----- LISTING -----

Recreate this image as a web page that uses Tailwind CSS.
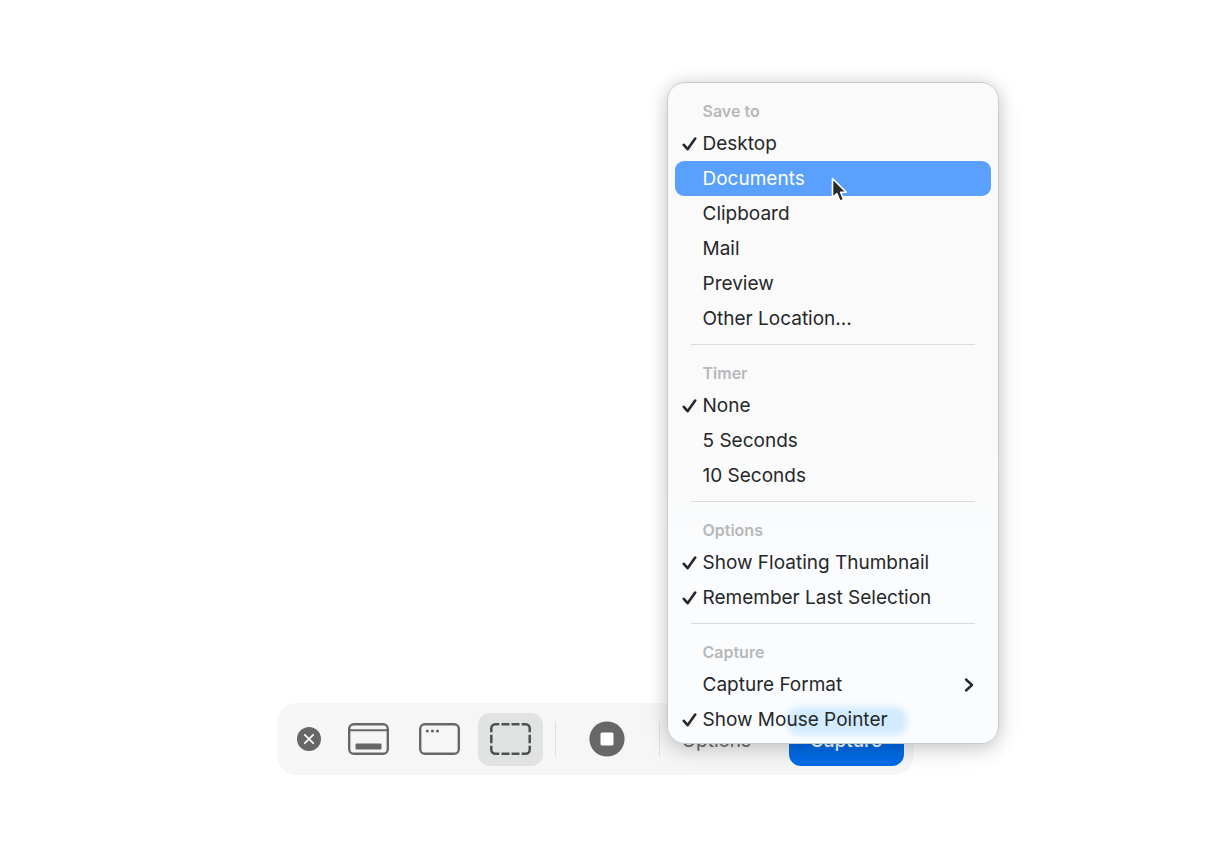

-----
----- LISTING -----

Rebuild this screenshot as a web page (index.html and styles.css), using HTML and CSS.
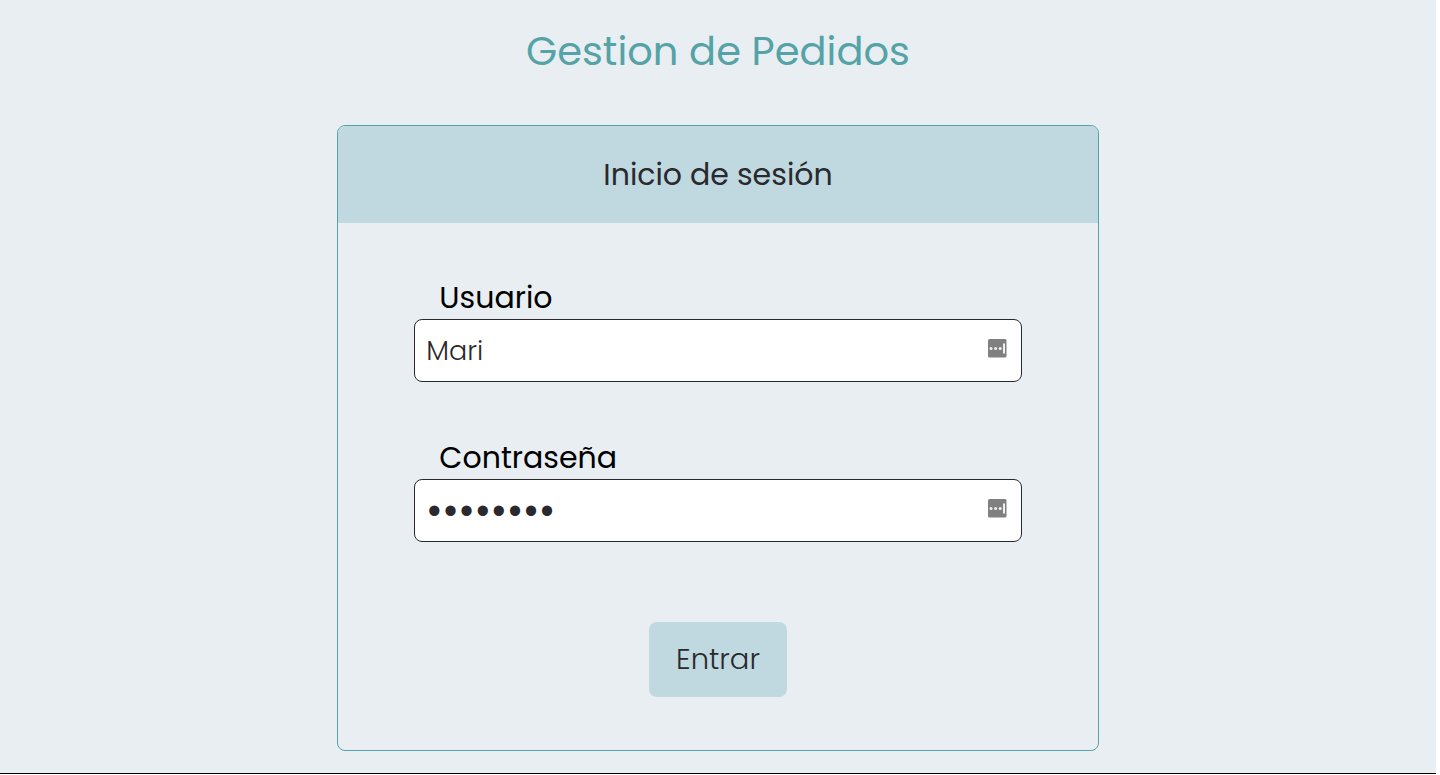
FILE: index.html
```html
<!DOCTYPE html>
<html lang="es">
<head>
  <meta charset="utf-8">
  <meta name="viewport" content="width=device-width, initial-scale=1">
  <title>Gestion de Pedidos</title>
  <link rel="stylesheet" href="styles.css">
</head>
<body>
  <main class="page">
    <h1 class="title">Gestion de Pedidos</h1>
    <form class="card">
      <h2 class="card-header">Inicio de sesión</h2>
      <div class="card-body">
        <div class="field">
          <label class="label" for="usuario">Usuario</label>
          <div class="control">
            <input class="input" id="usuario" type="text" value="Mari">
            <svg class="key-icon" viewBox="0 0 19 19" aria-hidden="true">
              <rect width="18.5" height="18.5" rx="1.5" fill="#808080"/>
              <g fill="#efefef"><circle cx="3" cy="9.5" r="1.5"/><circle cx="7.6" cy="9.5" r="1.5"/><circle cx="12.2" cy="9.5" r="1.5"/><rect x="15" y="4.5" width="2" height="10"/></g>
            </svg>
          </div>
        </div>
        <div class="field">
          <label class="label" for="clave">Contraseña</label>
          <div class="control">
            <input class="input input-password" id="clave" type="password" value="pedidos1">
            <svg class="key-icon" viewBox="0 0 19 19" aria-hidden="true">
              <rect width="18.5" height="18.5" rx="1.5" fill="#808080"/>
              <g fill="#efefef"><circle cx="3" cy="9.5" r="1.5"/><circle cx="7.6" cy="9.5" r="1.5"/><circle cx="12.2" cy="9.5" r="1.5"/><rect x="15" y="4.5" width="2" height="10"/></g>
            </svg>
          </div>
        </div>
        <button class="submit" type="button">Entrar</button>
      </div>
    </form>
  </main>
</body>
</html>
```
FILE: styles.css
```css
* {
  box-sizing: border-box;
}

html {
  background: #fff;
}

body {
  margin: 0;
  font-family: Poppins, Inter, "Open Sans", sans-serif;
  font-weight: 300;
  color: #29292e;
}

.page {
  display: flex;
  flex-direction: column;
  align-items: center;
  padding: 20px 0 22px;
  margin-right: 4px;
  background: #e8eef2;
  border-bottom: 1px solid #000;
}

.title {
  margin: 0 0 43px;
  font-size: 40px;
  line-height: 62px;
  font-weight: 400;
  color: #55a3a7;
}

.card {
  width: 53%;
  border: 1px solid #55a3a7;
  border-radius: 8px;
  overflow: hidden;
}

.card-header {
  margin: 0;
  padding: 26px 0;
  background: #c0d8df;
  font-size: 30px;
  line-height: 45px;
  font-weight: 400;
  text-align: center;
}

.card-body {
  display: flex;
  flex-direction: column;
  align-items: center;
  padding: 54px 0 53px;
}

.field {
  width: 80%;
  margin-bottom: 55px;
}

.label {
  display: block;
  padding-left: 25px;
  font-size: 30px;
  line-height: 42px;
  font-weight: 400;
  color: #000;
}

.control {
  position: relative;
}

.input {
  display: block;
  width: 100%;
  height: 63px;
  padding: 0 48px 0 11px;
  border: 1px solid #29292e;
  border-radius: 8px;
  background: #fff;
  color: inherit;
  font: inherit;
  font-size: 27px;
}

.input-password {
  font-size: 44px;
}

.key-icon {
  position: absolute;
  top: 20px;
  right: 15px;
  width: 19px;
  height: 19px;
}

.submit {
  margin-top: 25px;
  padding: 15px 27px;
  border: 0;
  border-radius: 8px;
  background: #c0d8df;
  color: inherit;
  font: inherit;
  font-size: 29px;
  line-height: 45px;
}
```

-----

### TASK BRIEF
Your answer should be a single number: the count of lines in these records that hold the string "this".

### SOLVED EXERCISE
2